A combination of science and romance, Constellations is essentially just another love story, but one written with enough sensitivity and attention to dynamics that it has become one of those “perfect” scripts – a two-hander that’s relatively easy to stage and, in the hands of the right director and pair of actors, a sure-fire winner. In a nutshell (see Motif’s review at motifri.com/constellations2018), Constellations is a boy-meets-girl tale that plays out in a series of vignettes that present a “what if” series of possible outcomes. Every love story needs a terminal illness and we get that, as well as a healthy dose of astronomy, a dash of infidelity and a side of ballroom dancing.
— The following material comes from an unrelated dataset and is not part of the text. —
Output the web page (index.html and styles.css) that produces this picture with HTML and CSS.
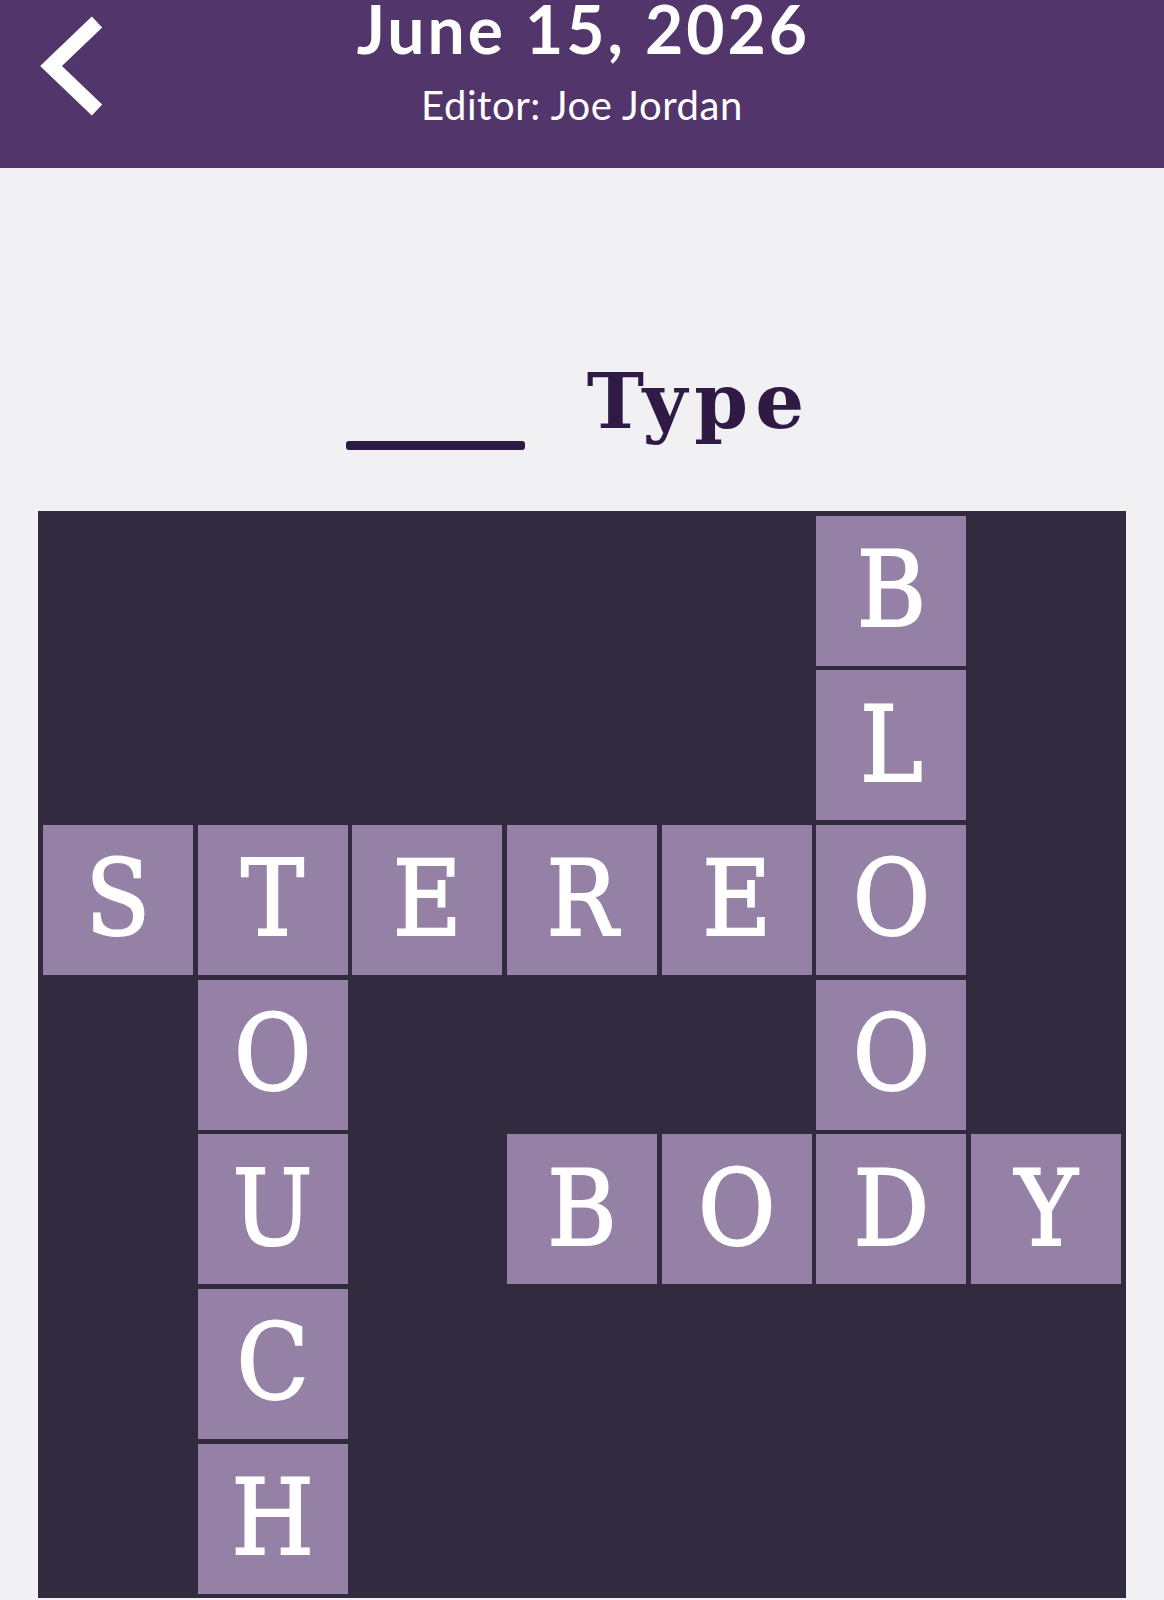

The show that saw Jake Gyllenhaal in his Broadway debut is currently in the more-than-capable hands of director Joanne Fayan and actors Christopher Plonka and Hannah Lum. Motif chatted with Epic artistic director Kevin Broccoli as well as Fayan’s cast to get some insight into this particular production and what’s driving them as they launch the Rhode Island premiere of Nick Payne’s Constellations.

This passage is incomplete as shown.